IDENTIFIKASI MAKROBENTOS SEBAGAI BIOINDIKATOR PENCEMARAN AIR DI DAERAH ALIRAN SUNGAI BEDADUNG
Abstract
Kualitas sumber air dari sungai-sungai penting di Indonesia umumnya
tercemar berat oleh limbah organik yang berasal dari limbah penduduk dan industri.
Berdasarkan hasil kajian yang telah dilakukan Pusat Litbang SDA (2004),
menunjukkan bahwa status mutu air di berbagai sungai penting di Indonesia seperti,
Sungai Krueng Tamiang di Provinsi Namro Aceh Darusalam dan Kali Dendeng di
Provinsi Nusa Tenggara Barat masuk kategori memenuhi baku mutu air yang
ditetapkan pada bagian hulu, sedangkan bagian hilir sudah tercemar ringan.

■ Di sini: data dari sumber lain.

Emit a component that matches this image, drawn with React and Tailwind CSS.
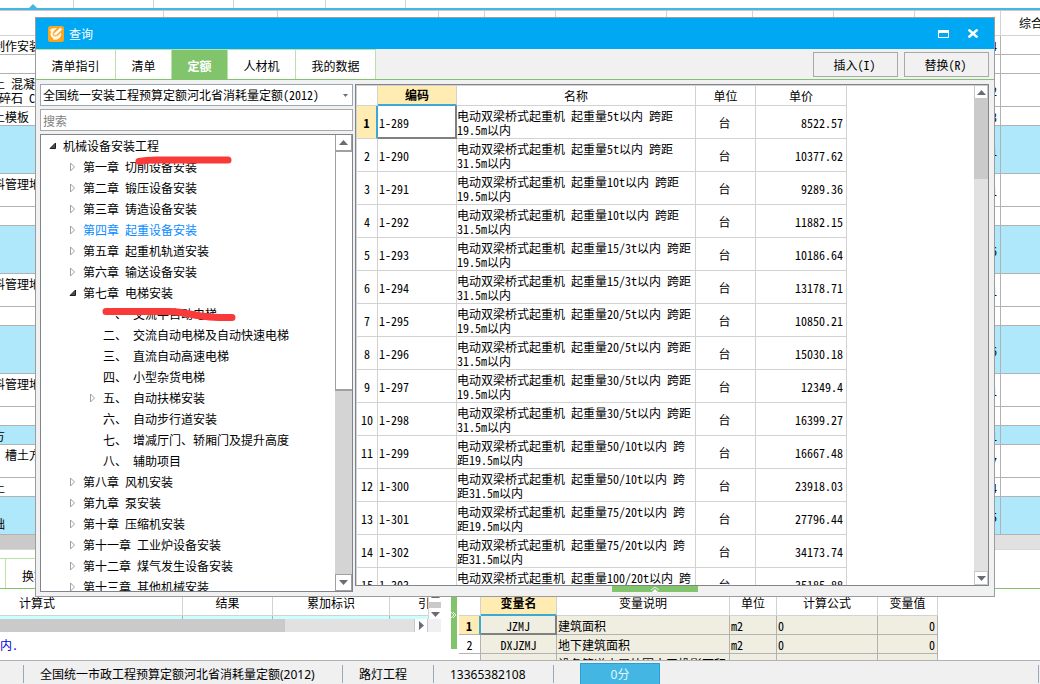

Sungai
yang masuk kategori tercemar berat dari hulu sampai hilir adalah Sungai Ciliwung di
Provinsi DKI Jakarta dan Sungai Citarum di Provinsi Jawa Barat, sedangkan provinsi
lainnya masuk kategori tercemar ringan dan tercemar sedang.
Berdasarkan studi pendahuluan aktivitas masyarakat Jember di aliran Sungai
Bedadung masih kurang baik. Di Kelurahan Jember Lor dan Sumbersari masih
terlihat aktivitas masyarakat antara lain mandi, cuci, kakus, dan penyaluran limbah
domestik langsung ke sungai. Beberapa pabrik atau industri rumah tangga
diperkirakan juga membuang limbahnya langsung ke sungai. Hasil pengujian oleh
Kantor Lingkungan Hidup (2011), pada badan air Sungai Bedadung di muara Sungai
Bedadung dan Jompo, menunjukkan dari tiga titik sampel diketahui nilai DO sudah
melebihi baku mutu lingkungan yang ditetapkan, yaitu sebesar 5,67 mg/l.
Kualitas air dapat ditentukan dengan beberapa indikator, yaitu fisika, kimia,
dan biologi. Pengukuran parameter fisika dan kimia hanya dapat menggambarkan
kualitas lingkungan pada waktu tertentu. Salah satu cara menentukan indikator
biologi adalah dengan analisa hewan makrobentos. Hewan makrobentos adalah
golongan invertebrata akuatik yang sebagian besar atau seluruh hidupnya berada di
dasar perairan, sesil, atau merayap dengan ukuran lebih besar dari 1 mm.
Penelitian ini menggunakan metode penelitian analitik. Pengumpulan data
dilakukan dengan pengambilan hewan makrobentos di Sungai Bedadung serta
melakukan wawancara mendalam dan observasi. Teknik pengambilan sampel yang
digunakan adalah purposive sampling dengan melakukan penelitian di dua tempat
yaitu Kelurahan Jember Lor sebagai stasiun I dan Kelurahan Sumbersari sebagai
stasiun II.
Hasil penelitian menunjukkan bahwa sumber pencemar Sungai Bedadung di
stasiun I dan stasiun II berasal dari limbah domestik dan limbah industri. Limbah
domestik berupa limbah padat yang berupa sampah dan limbah cair dari buangan
kamar mandi, dapur dan juga berasal dari aktivitas masyarakat yang dilakukan di
sungai yaitu mandi, cuci dan kakus. Limbah industri di stasiun I berupa limbah kulit
seafood, cat, thinner, oli, dan limbah cair proses pembuatan tempe. Sedangkan
limbah industri di stasiun II berupa limbah laundry, tinta, thinner, dan oli. Selain itu
ditemukan penyakit terkait waterborne disease yang diderita oleh masyarakat sekitar
adalah berupa penyakit menular yaitu tifus, hepatitis A, diare dan disentri. Jenis
makrobentos yang didapat dari pengambilan di stasiun I ditemukan 9 jenis yaitu
Bithynia, Pleurocera, Euthyplocia, Goniobasis, Rotaria, Heptagenia, Ophiogompus,
Philopotalamus, dan Spesies A. Sedangkan di stasiun II hanya ditemukan 3 jenis
yaitu Bithynia, Pleurocera, dan Spesies A. Sehingga kualitas air Sungai Bedadung
berdasarkan indeks diversitas atau indeks keanekaragaman di stasiun I termasuk
dalam kategori tercemar ringan (H’=2,19) dan stasiun II termasuk kategori tercemar
berat (H’=0,92). Selain menggunakan indeks keanekaragaman juga dilakukan uji
statistik yang menunjukkan ada perbedaan pencemaran di stasiun I dan stasiun II.